Sometimes you just can’t decide between a martini and a Malbec. What to do? Opt for a wine cocktail. While this term technically encompasses Champagne cocktails and pitchers of Sangria, clever mixologists all over the country are mixing wine with spirits, juices, bitters and syrups to create balanced, complex drinks. Confused cocktailians torn between grape and grain may find that mixing up a wine cocktail is just right.

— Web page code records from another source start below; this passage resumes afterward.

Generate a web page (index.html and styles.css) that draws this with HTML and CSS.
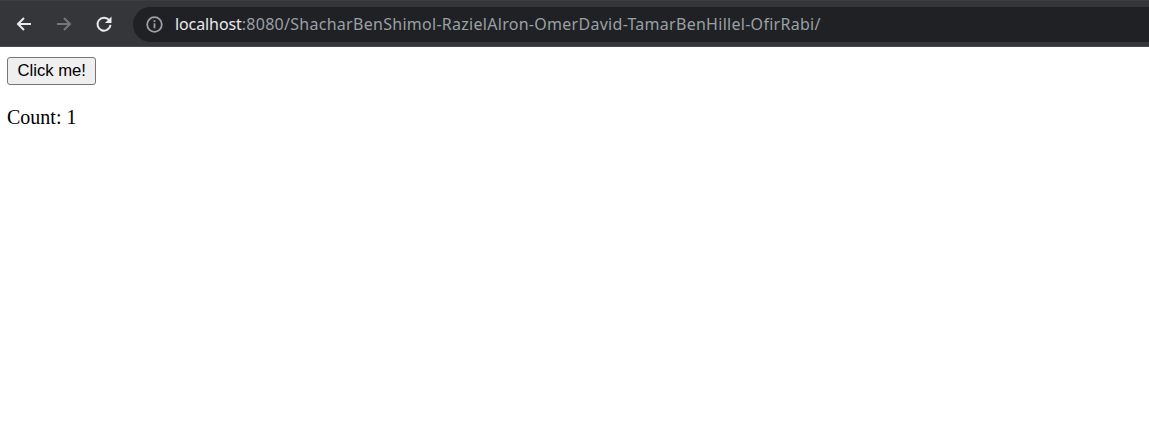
FILE: index.html
```html
<!DOCTYPE html>
<html lang="en">
<head>
<meta charset="utf-8">
<title>localhost</title>
<link rel="stylesheet" href="styles.css">
</head>
<body>
<header class="toolbar">
  <div class="nav-btn">
    <svg width="16" height="16" viewBox="0 0 16 16"><path d="M15 8H2.5M8 2L2 8l6 6" fill="none" stroke="#e8eaed" stroke-width="2"/></svg>
  </div>
  <div class="nav-btn">
    <svg width="16" height="16" viewBox="0 0 16 16"><path d="M1 8h12.5M8 2l6 6-6 6" fill="none" stroke="#75777b" stroke-width="2"/></svg>
  </div>
  <div class="nav-btn">
    <svg width="18" height="18" viewBox="0 0 18 18"><path d="M14.2 5.2A6.5 6.5 0 1 0 15.5 9.8" fill="none" stroke="#e8eaed" stroke-width="2"/><path d="M16.5 1.5v6.5H10z" fill="#e8eaed"/></svg>
  </div>
  <div class="omnibox">
    <svg class="info" width="17" height="17" viewBox="0 0 17 17"><circle cx="8.5" cy="8.5" r="7.3" fill="none" stroke="#9aa0a6" stroke-width="1.8"/><rect x="7.6" y="7.3" width="1.8" height="5" fill="#9aa0a6"/><rect x="7.6" y="4.2" width="1.8" height="1.8" fill="#9aa0a6"/></svg>
    <span class="url"><span class="host">localhost</span>:8080/ShacharBenShimol-RazielAlron-OmerDavid-TamarBenHillel-OfirRabi/</span>
  </div>
</header>
<main class="page">
  <button class="btn" type="button">Click me!</button>
  <p class="count">Count: 1</p>
</main>
</body>
</html>
```
FILE: styles.css
```css
html, body {
  margin: 0;
  padding: 0;
  background: #ffffff;
}
.toolbar {
  height: 45px;
  background: #35363a;
  border-top: 1px solid #3d3e42;
  border-bottom: 1px solid #4a4b4f;
  display: flex;
  align-items: center;
  padding-left: 4px;
  box-sizing: content-box;
  overflow: hidden;
}
.nav-btn {
  width: 40px;
  height: 34px;
  display: flex;
  align-items: center;
  justify-content: center;
  flex: none;
}
.omnibox {
  margin-left: 9px;
  flex: 1;
  height: 35px;
  margin-top: 1px;
  background: #202124;
  border-radius: 18px 0 0 18px;
  display: flex;
  align-items: center;
  padding-left: 13px;
  margin-right: -20px;
  white-space: nowrap;
}
.info { flex: none; }
.url {
  margin-left: 12px;
  font-family: "Noto Sans", "Open Sans", sans-serif;
  font-size: 16px;
  letter-spacing: 0.28px;
  color: #9aa0a6;
}
.host { color: #e8eaed; letter-spacing: -0.1px; }
.page {
  padding: 10px 7px;
}
.btn {
  display: block;
  margin: 0;
  font-family: "Liberation Sans", Arial, sans-serif;
  font-size: 16.67px;
  line-height: 20px;
  color: #000;
  background: #efefef;
  border: 1px solid #767676;
  border-radius: 3px;
  padding: 3px 9.5px;
  height: 28px;
  box-sizing: border-box;
}
.count {
  margin: 21px 0 0;
  font-family: "Liberation Serif", "Times New Roman", serif;
  font-size: 20px;
  line-height: 23px;
  color: #000;
}
```
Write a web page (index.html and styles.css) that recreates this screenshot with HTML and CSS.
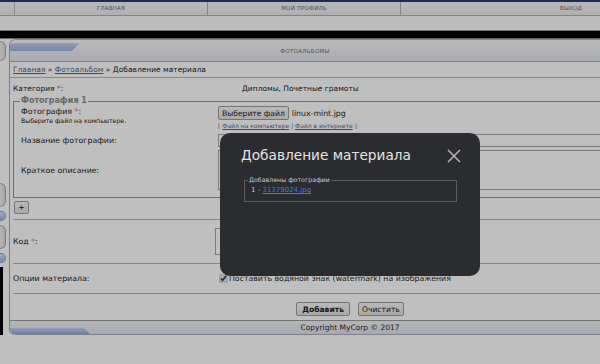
FILE: index.html
```html
<!DOCTYPE html>
<html lang="ru">
<head>
    <meta charset="UTF-8">
    <title>Фотоальбомы - Добавление материала</title>
    <link rel="stylesheet" href="styles.css">
</head>
<body>
    <div class="topline"></div>
    <nav class="nav">
        <span></span>
        <a href="#">Главная</a>
        <a href="#">Мой профиль</a>
        <a href="#" class="exit">Выход</a>
    </nav>
    <div class="subbar"></div>
    <div class="blackbar"></div>

    <div class="layout">
        <aside class="side">
            <i class="knob"></i>
            <i class="gap"></i>
            <i class="knob tall"></i>
            <i class="knob blue"></i>
            <i class="knob tall"></i>
            <i class="knob blue"></i>
            <i class="strip"></i>
        </aside>

        <main class="panel">
            <div class="panel-head">Фотоальбомы</div>
            <div class="crumbs">
                <a href="#">Главная</a> &raquo; <a href="#">Фотоальбом</a> &raquo; Добавление материала
            </div>

            <form class="form">
                <div class="row cat">
                    <label>Категория <b>*</b>:</label>
                    <span class="cat-value">Дипломы, Почетные грамоты</span>
                </div>

                <fieldset class="photo">
                    <legend>Фотография 1</legend>
                    <div class="frow file">
                        <label>Фотография <b>*</b>:<small>Выберите файл на компьютере.</small></label>
                        <div>
                            <div class="picker"><button type="button" class="btn">Выберите файл</button> linux-mint.jpg</div>
                            <div class="src">[ <a href="#">Файл на компьютере</a> | <a href="#">Файл в интернете</a> ]</div>
                        </div>
                    </div>
                    <div class="frow name">
                        <label>Название фотографии:</label>
                        <input type="text" class="inp wide">
                    </div>
                    <div class="frow descr">
                        <label>Краткое описание:</label>
                        <textarea class="inp wide area"></textarea>
                    </div>
                </fieldset>

                <div class="plus-row"><button type="button" class="btn plus">+</button></div>

                <div class="row code">
                    <label>Код <b>*</b>:</label>
                    <input type="text" class="inp code-inp">
                </div>

                <div class="row opts">
                    <label>Опции материала:</label>
                    <span class="check"><input type="checkbox" checked> Поставить водяной знак (watermark) на изображения</span>
                </div>

                <div class="actions">
                    <button type="button" class="btn strong">Добавить</button>
                    <button type="button" class="btn">Очистить</button>
                </div>
            </form>

            <div class="panel-foot">Copyright MyCorp &copy; 2017</div>
        </main>
    </div>

    <div class="shade"></div>

    <div class="modal">
        <div class="modal-head">
            <h2>Добавление материала</h2>
            <svg class="close" width="14" height="14" viewBox="0 0 14 14">
                <path d="M1 1 L13 13 M13 1 L1 13" stroke="#b4b4b6" stroke-width="1.5" fill="none"/>
            </svg>
        </div>
        <fieldset class="added">
            <legend>Добавлены фотографии</legend>
            1 - <a href="#">31379024.jpg</a>
        </fieldset>
    </div>
</body>
</html>
```

FILE: styles.css
```css
html, body {
    margin: 0;
    overflow: hidden;
}

body {
    font-family: "DejaVu Sans", Verdana, sans-serif;
    font-size: 7.8px;
    color: #232323;
    background-color: #ffffff;
    height: 364px;
}

a {
    color: #4f6894;
}

b {
    color: #f05a5a;
    font-weight: normal;
}

.topline {
    height: 2px;
    background-color: #263a68;
}

.nav {
    display: grid;
    grid-template-columns: 15px 193px 193px 1fr;
    height: 13px;
    background: linear-gradient(#f6f6f6, #ececec);
    border-bottom: 1px solid #b0b0b0;
}

.nav span,
.nav a {
    border-right: 1px solid #b8b8b8;
    font-size: 5.5px;
    line-height: 13px;
    text-align: center;
    text-decoration: none;
    text-transform: uppercase;
    color: #6a6a6a;
    letter-spacing: 0.2px;
}

.nav .exit {
    border-right: none;
    text-align: right;
    padding-right: 18px;
}

.subbar {
    height: 14px;
    background-color: #fbfbfb;
    border-bottom: 1px solid #9a9a9a;
}

.blackbar {
    height: 7px;
    background-color: #000;
    border-bottom: 1px solid #8c8c8c;
}

.layout {
    display: flex;
}

.side {
    width: 9px;
    display: flex;
    flex-direction: column;
    padding-top: 2px;
}

.side i {
    display: block;
    width: 5px;
}

.side .knob {
    height: 18px;
    background: linear-gradient(90deg, #f2f2f2, #dcdcdc);
    border: 1px solid #a8a8a8;
    border-left: none;
    border-radius: 0 6px 6px 0;
    margin-bottom: 4px;
}

.side .gap {
    height: 118px;
}

.side .tall {
    height: 22px;
}

.side .blue {
    height: 8px;
    background: linear-gradient(#dde7fb, #99b2e2);
    border-color: #93a6cc;
}

.side .strip {
    width: 3px;
    flex: 1;
    height: 100px;
    background-color: #000;
}

.panel {
    flex: 1;
    min-width: 0;
    border-left: 1px solid #a7a7a7;
    border-radius: 6px 0 0 6px;
}

.panel-head {
    position: relative;
    height: 21px;
    line-height: 23px;
    text-align: center;
    font-size: 5.5px;
    color: #6e6e6e;
    text-transform: uppercase;
    letter-spacing: 0.3px;
    background: linear-gradient(#fbfbfb, #ecedf3 60%, #e3e6f1);
    border-top: 1px solid #b4b4b4;
    border-bottom: 1px solid #adadad;
    border-radius: 6px 0 0 0;
}

.panel-head::before {
    content: "";
    position: absolute;
    left: 0;
    top: 3px;
    width: 70px;
    height: 8px;
    background: linear-gradient(#c4d4f4, #9db4e2);
    clip-path: polygon(0 0, 100% 0, 88% 100%, 0 100%);
    border-radius: 4px 0 0 0;
}

.crumbs {
    font-size: 7.5px;
    padding: 2px 3px 0;
    height: 13px;
    line-height: 11px;
    border-bottom: 1px solid #b8b8b8;
}

.form {
    margin: 0;
}

.row {
    display: grid;
    grid-template-columns: 202px 1fr;
    align-items: center;
    margin-left: 3px;
}

.cat {
    height: 21px;
    margin-left: 0;
    padding-left: 3px;
    font-size: 7.5px;
}

.cat-value {
    padding-left: 27px;
}

.photo {
    margin: -2px 0 0 3px;
    padding: 0 0 7px 7px;
    border: 1px solid #939393;
    border-right: none;
}

.photo legend {
    font-weight: bold;
    color: #8b8b8b;
    padding: 0 1px;
    line-height: 8px;
    font-size: 8px;
    margin-left: -1px;
}

.frow {
    display: grid;
    grid-template-columns: 197px 1fr;
    align-items: center;
}

.frow small {
    display: block;
    font-size: 6.2px;
    line-height: 7px;
}

.file {
    align-items: start;
    padding-top: 1px;
}

.file label {
    padding-top: 1px;
    line-height: 10px;
}

.picker {
    display: flex;
    align-items: center;
    gap: 3px;
}

.src {
    font-size: 6px;
    line-height: 8px;
    color: #4f6894;
    padding-top: 2px;
}

.btn {
    font-family: "DejaVu Sans", Verdana, sans-serif;
    font-size: 7.6px;
    color: #222;
    height: 14px;
    padding: 0 3px;
    background: linear-gradient(#f8f8f8, #e2e2e2);
    border: 1px solid #9c9c9c;
    border-radius: 2px;
}

.inp {
    display: block;
    box-sizing: border-box;
    width: 300px;
    height: 13px;
    border: 1px solid #a5a5a5;
    background-color: #fff;
}

.wide {
    width: 100%;
    border-right: none;
}

.name {
    margin-top: 4px;
}

.descr {
    margin-top: 3px;
}

.descr .area {
    height: 40px;
    resize: none;
}

.plus-row {
    padding: 3px 0 5px 2px;
    border-bottom: 1px solid #b5b5b5;
    margin-left: 3px;
}

.plus-row .btn {
    margin-left: -1px;
    width: 15px;
    height: 13px;
    padding: 0;
    line-height: 10px;
}

.code {
    height: 43px;
    border-bottom: 1px solid #b5b5b5;
}

.code-inp {
    height: 27px;
    margin-left: 0;
    width: 200px;
}

.opts {
    height: 29px;
    border-bottom: 1px solid #b5b5b5;
}

.check {
    display: flex;
    align-items: center;
    gap: 1px;
    margin-left: 4px;
}

.check input {
    margin: 0;
    width: 9px;
    height: 9px;
    accent-color: #dcdcdc;
}

.actions {
    display: flex;
    justify-content: center;
    gap: 8px;
    padding: 8px 0 4px 90px;
    border-bottom: 1px solid #9b9b9b;
}

.actions .btn {
    height: 14px;
}

.strong {
    font-weight: bold;
    padding: 0 5px;
}

.panel-foot {
    position: relative;
    height: 13px;
    line-height: 13px;
    padding-left: 90px;
    text-align: center;
    font-size: 7.5px;
    color: #2a2a2a;
    background: linear-gradient(#f2f3f7, #dfe2ec);
    border-bottom: 1px solid #a9acb8;
    border-radius: 0 0 0 6px;
}

.panel-foot::before {
    content: "";
    position: absolute;
    left: 0;
    bottom: 0;
    width: 80px;
    height: 6px;
    background: linear-gradient(#c6d5f3, #8ea9dc);
    clip-path: polygon(0 0, 92% 0, 100% 100%, 0 100%);
    border-radius: 0 0 0 6px;
}

.shade {
    position: fixed;
    inset: 0;
    background-color: rgba(0, 0, 0, 0.25);
}

.modal {
    position: fixed;
    left: 220px;
    top: 133px;
    width: 260px;
    height: 143px;
    box-sizing: border-box;
    padding: 12px 19px 0 24px;
    background-color: #2b2c2f;
    border-radius: 10px;
    color: #e4e4e4;
}

.modal-head {
    display: flex;
    justify-content: space-between;
    align-items: center;
    margin-left: -3px;
}

.modal-head h2 {
    margin: 0;
    font-size: 13.7px;
    font-weight: normal;
    line-height: 20px;
}

.close {
    margin-top: 1px;
}

.added {
    margin: 11px 4px 0 0;
    padding: 1px 0 5px 6px;
    border: 1px solid #5b5c60;
    font-size: 7px;
    color: #c8c8c8;
    line-height: 11px;
}

.added legend {
    font-size: 6.3px;
    padding: 0 1px;
    margin-left: -3px;
    line-height: 8px;
}

.added a {
    color: #4a7bcc;
}
```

At New York’s PDT (13 St. Marks Pl.; 212.614.0386), renowned for its well-crafted, classic cocktails, owner Jim Meehan incorporates at least one wine cocktail into the menu each season, and he reaches for bottles that haven’t spent time in new wood. “Oak is not a flavor profile I’m looking to showcase in my cocktails,” he explains. His potent Against All Odds Cocktail combines Bushmills Irish Whiskey, Rothman & Winter Apricot Liqueur and Clement Créole Schrubb with Chardonnay. Drinks like these tend to have a smaller niche than more fruit-forward options, like the Riesling- and pear brandy-based Falling Leaves, a concoction by another Manhattan-based cocktail master, Audrey Saunders.
Easter Egg Hunt
Courtesy of Bradley Dawson, Belly Timber, Portland, OR
3 oz. Spanish Verdejo
1 oz. Hendricks or 12 Bridges Gin
½ oz. Simple syrup
1 dash of Angostura Bitters
Lemon twist for garnish.
Stir gently in large flute or trumpet glass. Serve with a large lemon twist.
Courtesy of Robert Heugel, Anvil Bar & Refuge, Houston, TX
1½ oz. Bourbon
1 oz. rosé
¾ oz. Lemon juice
½ oz. Cabernet Sauvignon simple syrup (reduce equal parts Cabernet Sauvignon and sugar with cinnamon sticks.)
Lemon wedge and cinnamon stick (for garnish)
Shake all ingredients with ice and strain into an ice-filled Collins glass. Top with club soda, and garnish with a lemon wedge and cinnamon stick.